The distinction between incidents with and without a correlated change event is important. When an incident is novel — a new failure mode your system hasn't seen before — context assembly necessarily takes longer. No amount of tooling can replace the investigation work required for genuinely novel failures. The tooling improvement pays out most clearly for the majority of incidents that do have a correlated change or a recurring pattern.

Using MTTWTF to drive the right investments

If you track MTTWTF as a separate metric from overall MTTR, it tells you where to invest. High MTTWTF with low remediation time means your tooling is costing you investigation time — invest in better context delivery, alert correlation, or runbook coverage. Low MTTWTF with high remediation time means your diagnosis is fast but your ability to remediate is slow — invest in deployment automation, rollback tooling, or operational runbook procedures for the specific incident types that take longest to fix.

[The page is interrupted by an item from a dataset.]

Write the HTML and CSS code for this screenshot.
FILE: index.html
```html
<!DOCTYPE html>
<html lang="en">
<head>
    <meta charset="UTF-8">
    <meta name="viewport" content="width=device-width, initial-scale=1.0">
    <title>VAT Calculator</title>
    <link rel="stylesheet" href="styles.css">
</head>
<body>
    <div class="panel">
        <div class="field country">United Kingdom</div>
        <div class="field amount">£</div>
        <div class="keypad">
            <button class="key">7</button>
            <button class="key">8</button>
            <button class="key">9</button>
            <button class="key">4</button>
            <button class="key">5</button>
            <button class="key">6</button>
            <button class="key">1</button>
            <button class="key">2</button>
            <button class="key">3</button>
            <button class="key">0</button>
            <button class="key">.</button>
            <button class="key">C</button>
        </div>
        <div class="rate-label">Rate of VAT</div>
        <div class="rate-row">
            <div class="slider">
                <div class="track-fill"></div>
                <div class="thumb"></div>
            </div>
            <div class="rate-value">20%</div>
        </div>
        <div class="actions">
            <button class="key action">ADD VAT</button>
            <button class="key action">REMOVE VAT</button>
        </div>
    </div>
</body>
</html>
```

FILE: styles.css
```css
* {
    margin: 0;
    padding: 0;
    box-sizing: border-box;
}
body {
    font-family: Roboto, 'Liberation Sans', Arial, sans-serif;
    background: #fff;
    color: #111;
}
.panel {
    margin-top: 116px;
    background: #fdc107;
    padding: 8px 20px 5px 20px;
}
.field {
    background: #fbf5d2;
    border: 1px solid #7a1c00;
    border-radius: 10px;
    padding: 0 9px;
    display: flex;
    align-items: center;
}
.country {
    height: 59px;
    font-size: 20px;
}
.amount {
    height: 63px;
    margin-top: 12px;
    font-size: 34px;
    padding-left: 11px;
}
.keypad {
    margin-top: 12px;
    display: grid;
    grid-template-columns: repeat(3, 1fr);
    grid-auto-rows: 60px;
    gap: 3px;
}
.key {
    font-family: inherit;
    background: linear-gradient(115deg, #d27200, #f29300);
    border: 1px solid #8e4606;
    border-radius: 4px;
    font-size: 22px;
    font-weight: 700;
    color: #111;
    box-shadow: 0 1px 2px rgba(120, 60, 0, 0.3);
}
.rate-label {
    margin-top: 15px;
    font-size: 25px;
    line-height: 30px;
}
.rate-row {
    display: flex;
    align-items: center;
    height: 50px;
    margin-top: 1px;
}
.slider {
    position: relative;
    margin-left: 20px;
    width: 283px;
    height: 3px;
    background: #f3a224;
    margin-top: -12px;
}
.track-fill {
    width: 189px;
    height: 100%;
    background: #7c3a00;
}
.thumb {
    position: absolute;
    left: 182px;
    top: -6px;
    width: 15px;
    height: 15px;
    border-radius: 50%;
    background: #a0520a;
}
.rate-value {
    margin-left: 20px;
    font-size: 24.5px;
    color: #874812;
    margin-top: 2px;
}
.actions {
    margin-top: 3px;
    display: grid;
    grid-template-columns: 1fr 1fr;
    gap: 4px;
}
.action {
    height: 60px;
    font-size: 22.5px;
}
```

We're not saying MTTR is a useless metric. Resolution time matters to users and to SLA commitments. We're saying MTTR without phase-level decomposition is a management metric, not an engineering metric. It tells you whether you're getting better or worse overall but doesn't tell you what to change. MTTWTF is where the engineering work is. That's where the 20-minute incidents become 5-minute incidents — not by making engineers faster, but by ensuring they spend their time solving the problem rather than assembling the context to understand what the problem is.